*Data shown*:
* Begin *

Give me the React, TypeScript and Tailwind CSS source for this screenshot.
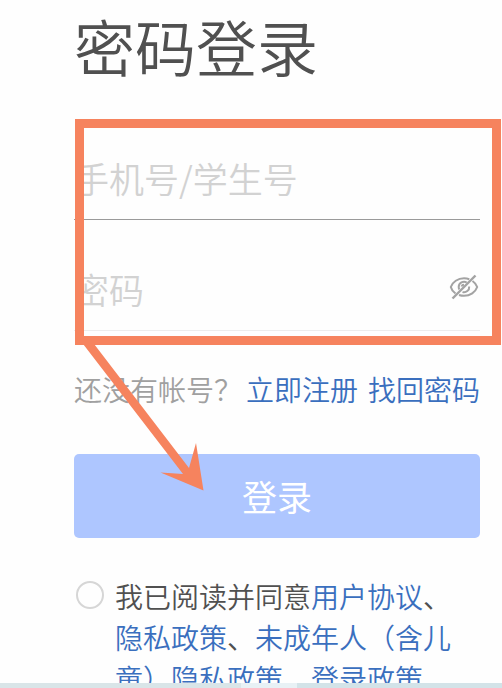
import { useState } from 'react';

const EyeOffIcon = () => (
  <svg width="30" height="26" viewBox="0 0 30 26" fill="none" stroke="#a3a3a3" strokeWidth="2">
    <path d="M6.500 19.500C4 17.600 2.300 15.300 1.800 13C3.600 8 8.800 4.300 15 4.300C16.900 4.300 18.700 4.600 20.300 5.200" />
    <path d="M23.500 7C25.900 8.700 27.500 10.800 28.200 13C26.400 18.200 21.200 21.800 15 21.800C13.200 21.800 11.500 21.500 10 21" />
    <path d="M10.300 15.500C9.900 14.700 9.700 13.900 9.700 13A5.300 5.300 0 0 1 17.800 8.500M20.200 12.500A5.300 5.300 0 0 1 13.500 18.100" />
    <path d="M12.500 12.500A2.600 2.600 0 0 1 15 10.800" />
    <path d="M3.500 24.500L26.500 1.500" strokeWidth="2.400" />
  </svg>
);

const linkStyle = 'text-[#3a6fbe]';

const LoginPage = () => {
  const [showPassword, setShowPassword] = useState(false);

  return (
    <div
      lang="zh-CN"
      className="relative flex h-screen flex-col overflow-hidden bg-[#fefefe] font-['Noto_Sans_CJK_SC',sans-serif] font-[350]"
    >
      <main className="min-h-0 flex-1 overflow-hidden pl-[74px] pr-[22px]">
        <h1 className="h-[109px] pt-[6px] text-[61px] leading-[80px] text-[#505050]">密码登录</h1>

        <form onSubmit={(e) => e.preventDefault()}>
          <div className="flex h-[111px] items-center border-b border-[#9a9a9a] pt-7">
            <input
              type="text"
              aria-label="手机号/学生号"
              placeholder="手机号/学生号"
              className="w-full min-w-0 bg-transparent text-[35px] leading-[48px] outline-none placeholder:text-[#d2d2d2]"
            />
          </div>
          <div className="flex h-[111px] items-center border-b border-[#ececec] pt-7">
            <input
              type={showPassword ? 'text' : 'password'}
              aria-label="密码"
              placeholder="密码"
              className="w-full min-w-0 flex-1 bg-transparent text-[35px] leading-[48px] outline-none placeholder:text-[#d2d2d2]"
            />
            <button
              type="button"
              aria-label="显示密码"
              className="mb-1 mr-px"
              onClick={() => setShowPassword(!showPassword)}
            >
              <EyeOffIcon />
            </button>
          </div>

          <div className="mt-[37px] flex justify-between whitespace-nowrap text-[28px] leading-[42px]">
            <span className="text-[#a0a0a0]">还没有帐号？</span>
            <span className="flex gap-2.5">
              <a href="#register" className={linkStyle}>
                立即注册
              </a>
              <a href="#recover" className={linkStyle}>
                找回密码
              </a>
            </span>
          </div>

          <button
            type="submit"
            className="mt-[44px] h-[84px] w-full rounded-[5px] bg-[#aec6ff] text-[35px] font-normal text-white"
          >
            登录
          </button>

          <div className="mt-[38px] flex items-start text-[28px] leading-[41px] text-[#505050]">
            <input
              id="agree"
              type="checkbox"
              className="ml-[2px] mr-[11px] mt-[5px] size-7 shrink-0 appearance-none rounded-full border-2 border-[#d6d6d6] checked:bg-[#aec6ff]"
            />
            <label htmlFor="agree" className="pr-5">
              我已阅读并同意
              <a href="#terms" className={linkStyle}>用户协议</a>、
              <a href="#privacy" className={linkStyle}>隐私政策</a>、
              <a href="#minors" className={linkStyle}>未成年人（含儿童）隐私政策</a>、
              <a href="#login-policy" className={linkStyle}>登录政策</a>
            </label>
          </div>
        </form>
      </main>

      <div className="flex h-[5px] shrink-0">
        <div className="w-[241px] bg-[#d9e5e8]" />
        <div className="w-14 bg-[#e8f1f5]" />
        <div className="flex-1 bg-[#d3e3e8]" />
      </div>

      {/* highlight box and arrow over the form */}
      <div className="pointer-events-none absolute left-[75px] right-px top-[119px] h-[226px] border-[9px] border-[#f6835e]" />
      <svg
        className="pointer-events-none absolute left-[75px] top-[340px]"
        width="140"
        height="160"
        viewBox="75 340 140 160"
        fill="#f6835e"
      >
        <path d="M80 340L91 340L189 468L196 443L203.500 490.500L160.500 472.500L183 474Z" />
      </svg>
    </div>
  );
};

export default LoginPage;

* End *

*What you are asked to do*: Print out the lines exactly, skipping any picture.

*Solution*:
Give me the React, TypeScript and Tailwind CSS source for this screenshot.
import { useState } from 'react';

const EyeOffIcon = () => (
  <svg width="30" height="26" viewBox="0 0 30 26" fill="none" stroke="#a3a3a3" strokeWidth="2">
    <path d="M6.500 19.500C4 17.600 2.300 15.300 1.800 13C3.600 8 8.800 4.300 15 4.300C16.900 4.300 18.700 4.600 20.300 5.200" />
    <path d="M23.500 7C25.900 8.700 27.500 10.800 28.200 13C26.400 18.200 21.200 21.800 15 21.800C13.200 21.800 11.500 21.500 10 21" />
    <path d="M10.300 15.500C9.900 14.700 9.700 13.900 9.700 13A5.300 5.300 0 0 1 17.800 8.500M20.200 12.500A5.300 5.300 0 0 1 13.500 18.100" />
    <path d="M12.500 12.500A2.600 2.600 0 0 1 15 10.800" />
    <path d="M3.500 24.500L26.500 1.500" strokeWidth="2.400" />
  </svg>
);

const linkStyle = 'text-[#3a6fbe]';

const LoginPage = () => {
  const [showPassword, setShowPassword] = useState(false);

  return (
    <div
      lang="zh-CN"
      className="relative flex h-screen flex-col overflow-hidden bg-[#fefefe] font-['Noto_Sans_CJK_SC',sans-serif] font-[350]"
    >
      <main className="min-h-0 flex-1 overflow-hidden pl-[74px] pr-[22px]">
        <h1 className="h-[109px] pt-[6px] text-[61px] leading-[80px] text-[#505050]">密码登录</h1>

        <form onSubmit={(e) => e.preventDefault()}>
          <div className="flex h-[111px] items-center border-b border-[#9a9a9a] pt-7">
            <input
              type="text"
              aria-label="手机号/学生号"
              placeholder="手机号/学生号"
              className="w-full min-w-0 bg-transparent text-[35px] leading-[48px] outline-none placeholder:text-[#d2d2d2]"
            />
          </div>
          <div className="flex h-[111px] items-center border-b border-[#ececec] pt-7">
            <input
              type={showPassword ? 'text' : 'password'}
              aria-label="密码"
              placeholder="密码"
              className="w-full min-w-0 flex-1 bg-transparent text-[35px] leading-[48px] outline-none placeholder:text-[#d2d2d2]"
            />
            <button
              type="button"
              aria-label="显示密码"
              className="mb-1 mr-px"
              onClick={() => setShowPassword(!showPassword)}
            >
              <EyeOffIcon />
            </button>
          </div>

          <div className="mt-[37px] flex justify-between whitespace-nowrap text-[28px] leading-[42px]">
            <span className="text-[#a0a0a0]">还没有帐号？</span>
            <span className="flex gap-2.5">
              <a href="#register" className={linkStyle}>
                立即注册
              </a>
              <a href="#recover" className={linkStyle}>
                找回密码
              </a>
            </span>
          </div>

          <button
            type="submit"
            className="mt-[44px] h-[84px] w-full rounded-[5px] bg-[#aec6ff] text-[35px] font-normal text-white"
          >
            登录
          </button>

          <div className="mt-[38px] flex items-start text-[28px] leading-[41px] text-[#505050]">
            <input
              id="agree"
              type="checkbox"
              className="ml-[2px] mr-[11px] mt-[5px] size-7 shrink-0 appearance-none rounded-full border-2 border-[#d6d6d6] checked:bg-[#aec6ff]"
            />
            <label htmlFor="agree" className="pr-5">
              我已阅读并同意
              <a href="#terms" className={linkStyle}>用户协议</a>、
              <a href="#privacy" className={linkStyle}>隐私政策</a>、
              <a href="#minors" className={linkStyle}>未成年人（含儿童）隐私政策</a>、
              <a href="#login-policy" className={linkStyle}>登录政策</a>
            </label>
          </div>
        </form>
      </main>

      <div className="flex h-[5px] shrink-0">
        <div className="w-[241px] bg-[#d9e5e8]" />
        <div className="w-14 bg-[#e8f1f5]" />
        <div className="flex-1 bg-[#d3e3e8]" />
      </div>

      {/* highlight box and arrow over the form */}
      <div className="pointer-events-none absolute left-[75px] right-px top-[119px] h-[226px] border-[9px] border-[#f6835e]" />
      <svg
        className="pointer-events-none absolute left-[75px] top-[340px]"
        width="140"
        height="160"
        viewBox="75 340 140 160"
        fill="#f6835e"
      >
        <path d="M80 340L91 340L189 468L196 443L203.500 490.500L160.500 472.500L183 474Z" />
      </svg>
    </div>
  );
};

export default LoginPage;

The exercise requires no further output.